Tuvo una carga de liberación orgiástica, fuertemente erótica, que Octavio Paz fue el primero en advertir. Movimiento tal vez contradictorio, que quizá dejó como legado o herencia (en esta materia uno no puede ser concluyente) algunos valores que no se concilian entre sí, y se puede optar o no por uno de ellos. Pero la herencia del 68 mexicano es sustancialmente política. Hicimos ver, o mejor, vimos con ellos, con todos los que tenían voluntad de hacerlo, que el autoritarismo mexicano, tan deficitario ya entonces en lo que se refiere al liberalismo político y a la democracia, no las tenía todas consigo, ni política, ni ideológicamente. Esto es la herencia o el legado del 68 mexicano, que, por cierto, no tiene herederos “naturales”.

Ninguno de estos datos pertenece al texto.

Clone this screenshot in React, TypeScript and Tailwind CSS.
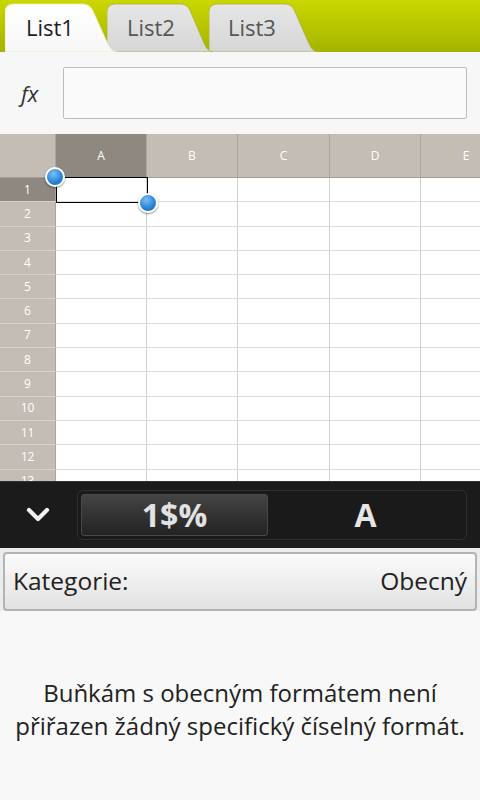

Los que recogen esta herencia son personas convencidas, dentro o no de los partidos políticos, y no nada más de la izquierda que tiene en mente el mencionado. Por supuesto que la herencia o el legado del 68 no puede ser cualquier ocurrencia, y mi lista puede ser incompleta o errónea, pero es mi conclusión después de haber discutido con amigos participantes sobre la esencia del 68 mexicano, que no puede estar condicionada a hechos que ocurrieron muchos años después.

1 Propiedad y libertad, Fondo de Cultura Económica, México, 1999, p. 60.
2 Cita del Estudio Preliminar de Miguel Abellán, ibid, p. XVII.
3 Fondo de Cultura económica, 1984, México
4 De la Introducción, ibid., p. 31.
5 Ibid., p. 645.
6 Ibid., p. 397.
7 Teoría de la democracia, Alianza Editorial Mexicana,
1989, p. 444.
8 Bobbio, Norberto, El futuro de la democracia, FCE,
México, 1994, p. 10.
9 Berlin, I., Alianza Editorial, Madrid, 1998
10 Ibid., p. 220.
11 Ibid., pp. 222 y 223
12 Letras Libres, septiembre de 2008, año X, núm. 117, pp. 34-36.